Gender has also been a significant lens through which critics have approached the genre. Feminist scholars have examined the obstacles women face in establishing artistic careers and the ways female creativity can disrupt conventional narratives. Definitions of the genre have expanded considerably over time to include novels by women as readily as classic male-authored texts such as Wilhelm Meister's Apprenticeship. These may be called female artist's novels. However, there are still critiques about the genre's exclusivity. Susan Gubar argued in 1983 that the form remains stubbornly centered on male experiences, showcasing only male protagonists, and ignoring works by female authors.

== Modern adaptations ==
The Künstlerroman has continued to evolve in the twenty-first century. In Young adult literature, scholars have examined how the female artist figure navigates the familiar pressures of creative identity and apprenticeship while also grappling with the rise of digital technology. Du argues that Web 2.0 has complicated the traditional arc from amateur to professional, blurring the boundaries of what it means to be a recognized author when online platforms give anyone a creative voice. Du further questions whether the genre can retain its distinctiveness as a separate form from the broader Bildungsroman.

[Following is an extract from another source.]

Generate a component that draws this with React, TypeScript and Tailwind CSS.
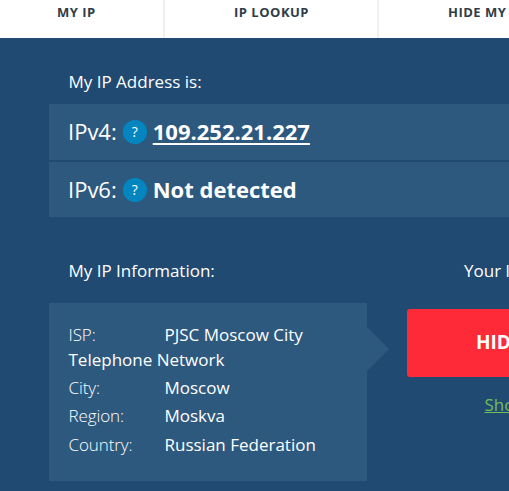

The genre has also expanded into new forms. King argues that since the turn of the millennium, a distinct "comics Künstlerroman" has emerged in prose fiction. King points to Michael Chabon's The Amazing Adventures of Kavalier & Clay (2000) and Emily St. John Mandel's Station Eleven (2014) as prominent examples of this trend, arguing that their critical success reflects a growing willingness among literary scholars to recognize comics as a legitimate mode of artistic expression. The framework has also appeared in films such as American Splendor (2003).

== Global reception ==
Although the Künstlerroman began in Germany, it quickly spread across national literatures such as English, French, Italian, Russian, Norwegian, Turkish, Bengali, and Malayalam. Its core concerns of artistic formation, the struggle for creative identity, and the tension between art and society proved transferable across vastly different cultural contexts, with individual works reshaping it to local traditions. For example, the form has also been adapted by minority authors such as Junot Díaz and Umberto Eco. Critics have noted, however, that this global diffusion has not been uniform, as minority writers remain underrepresented both as practitioners of the form and as subjects of scholarship.